Recorded information
+ + +
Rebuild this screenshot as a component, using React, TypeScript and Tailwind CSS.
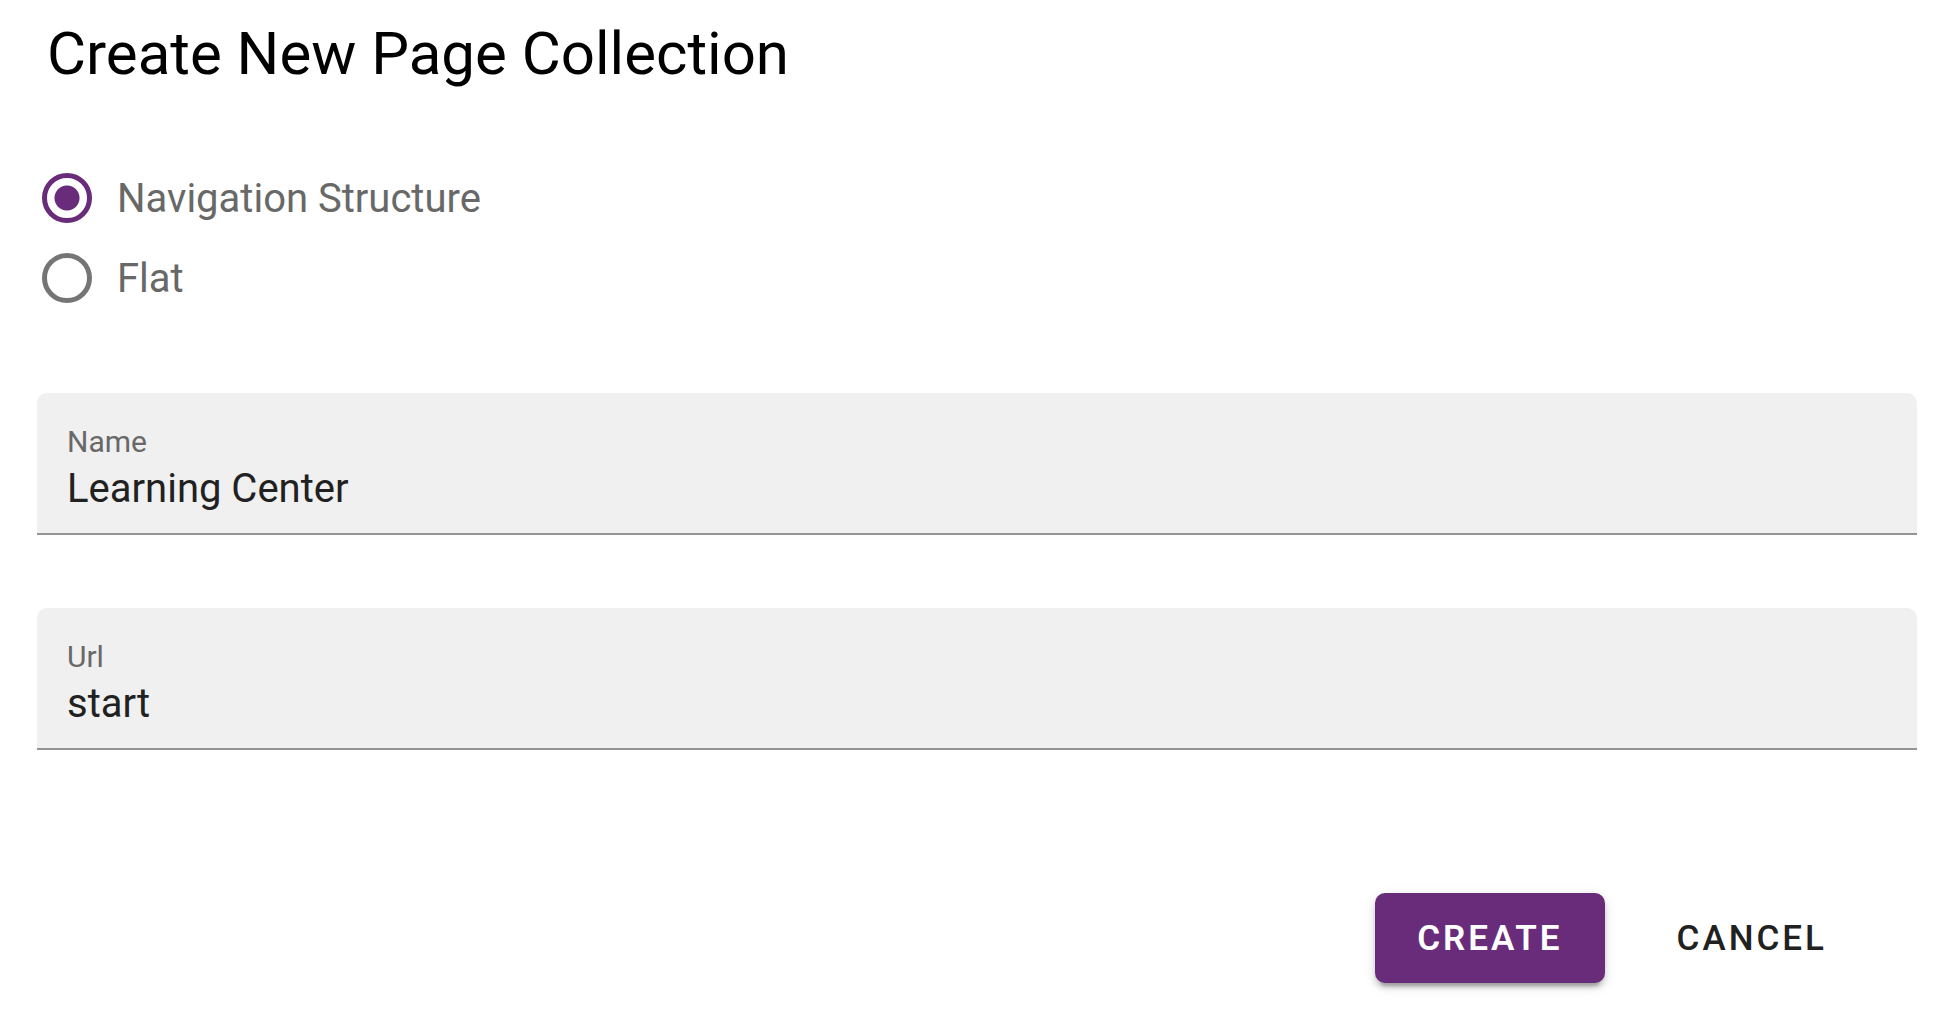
import { useState } from "react";

const options = ["Navigation Structure", "Flat"];

function Radio({ label, checked, onChange }: { label: string; checked: boolean; onChange: () => void }) {
  return (
    <label className="flex h-20 cursor-pointer items-center gap-[25px] text-[40px] leading-[48px] text-[#686868]">
      <input
        type="radio"
        name="structure"
        checked={checked}
        onChange={onChange}
        className="m-0 size-[50px] shrink-0 appearance-none rounded-full border-[5px] border-[#757575] checked:border-[#692c7b] checked:bg-[radial-gradient(circle,#692c7b_12px,transparent_13px)]"
      />
      <span className="pt-0.5">{label}</span>
    </label>
  );
}

function Field({ id, label, initial }: { id: string; label: string; initial: string }) {
  const [value, setValue] = useState(initial);
  return (
    <div className="flex h-[142px] flex-col rounded-t-[10px] border-b-2 border-[#949494] bg-[#f0f0f0] px-[30px] pt-[31px]">
      <label htmlFor={id} className="text-[30px] leading-[36px] text-[#686868]">
        {label}
      </label>
      <input
        id={id}
        value={value}
        onChange={(e) => setValue(e.target.value)}
        className="h-[58px] w-full bg-transparent text-[40px] text-[#212121] outline-none"
      />
    </div>
  );
}

export default function App() {
  const [selected, setSelected] = useState(options[0]);
  return (
    <form
      className="bg-white pt-5 pr-8 pb-7 pl-[37px] font-[Roboto,sans-serif]"
      onSubmit={(e) => e.preventDefault()}
    >
      <h1 className="pl-[10px] text-[60px] leading-[68px] text-black">Create New Page Collection</h1>
      <div role="radiogroup" aria-label="Collection type" className="mt-[70px] pl-[5px]">
        {options.map((o) => (
          <Radio key={o} label={o} checked={o === selected} onChange={() => setSelected(o)} />
        ))}
      </div>
      <div className="mt-[75px] flex flex-col gap-[73px]">
        <Field id="name" label="Name" initial="Learning Center" />
        <Field id="url" label="Url" initial="start" />
      </div>
      <div className="mt-[143px] flex justify-end gap-[30px] pr-12">
        <button
          type="submit"
          className="h-[90px] rounded-[10px] bg-[#692c7b] px-[42px] pt-0.5 text-[35px] font-semibold tracking-[3px] text-white shadow-[0_8px_3px_-5px_rgba(0,0,0,0.2),0_5px_5px_0_rgba(0,0,0,0.14),0_3px_13px_0_rgba(0,0,0,0.12)]"
        >
          CREATE
        </button>
        <button
          type="button"
          className="h-[90px] px-[42px] pt-0.5 text-[35px] font-medium tracking-[3px] text-[#212121]"
        >
          CANCEL
        </button>
      </div>
    </form>
  );
}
+ + +
Instructions to follow
All of the data above should be transcribed verbatim, with pictures omitted.

Response to this task
Rebuild this screenshot as a component, using React, TypeScript and Tailwind CSS.
import { useState } from "react";

const options = ["Navigation Structure", "Flat"];

function Radio({ label, checked, onChange }: { label: string; checked: boolean; onChange: () => void }) {
  return (
    <label className="flex h-20 cursor-pointer items-center gap-[25px] text-[40px] leading-[48px] text-[#686868]">
      <input
        type="radio"
        name="structure"
        checked={checked}
        onChange={onChange}
        className="m-0 size-[50px] shrink-0 appearance-none rounded-full border-[5px] border-[#757575] checked:border-[#692c7b] checked:bg-[radial-gradient(circle,#692c7b_12px,transparent_13px)]"
      />
      <span className="pt-0.5">{label}</span>
    </label>
  );
}

function Field({ id, label, initial }: { id: string; label: string; initial: string }) {
  const [value, setValue] = useState(initial);
  return (
    <div className="flex h-[142px] flex-col rounded-t-[10px] border-b-2 border-[#949494] bg-[#f0f0f0] px-[30px] pt-[31px]">
      <label htmlFor={id} className="text-[30px] leading-[36px] text-[#686868]">
        {label}
      </label>
      <input
        id={id}
        value={value}
        onChange={(e) => setValue(e.target.value)}
        className="h-[58px] w-full bg-transparent text-[40px] text-[#212121] outline-none"
      />
    </div>
  );
}

export default function App() {
  const [selected, setSelected] = useState(options[0]);
  return (
    <form
      className="bg-white pt-5 pr-8 pb-7 pl-[37px] font-[Roboto,sans-serif]"
      onSubmit={(e) => e.preventDefault()}
    >
      <h1 className="pl-[10px] text-[60px] leading-[68px] text-black">Create New Page Collection</h1>
      <div role="radiogroup" aria-label="Collection type" className="mt-[70px] pl-[5px]">
        {options.map((o) => (
          <Radio key={o} label={o} checked={o === selected} onChange={() => setSelected(o)} />
        ))}
      </div>
      <div className="mt-[75px] flex flex-col gap-[73px]">
        <Field id="name" label="Name" initial="Learning Center" />
        <Field id="url" label="Url" initial="start" />
      </div>
      <div className="mt-[143px] flex justify-end gap-[30px] pr-12">
        <button
          type="submit"
          className="h-[90px] rounded-[10px] bg-[#692c7b] px-[42px] pt-0.5 text-[35px] font-semibold tracking-[3px] text-white shadow-[0_8px_3px_-5px_rgba(0,0,0,0.2),0_5px_5px_0_rgba(0,0,0,0.14),0_3px_13px_0_rgba(0,0,0,0.12)]"
        >
          CREATE
        </button>
        <button
          type="button"
          className="h-[90px] px-[42px] pt-0.5 text-[35px] font-medium tracking-[3px] text-[#212121]"
        >
          CANCEL
        </button>
      </div>
    </form>
  );
}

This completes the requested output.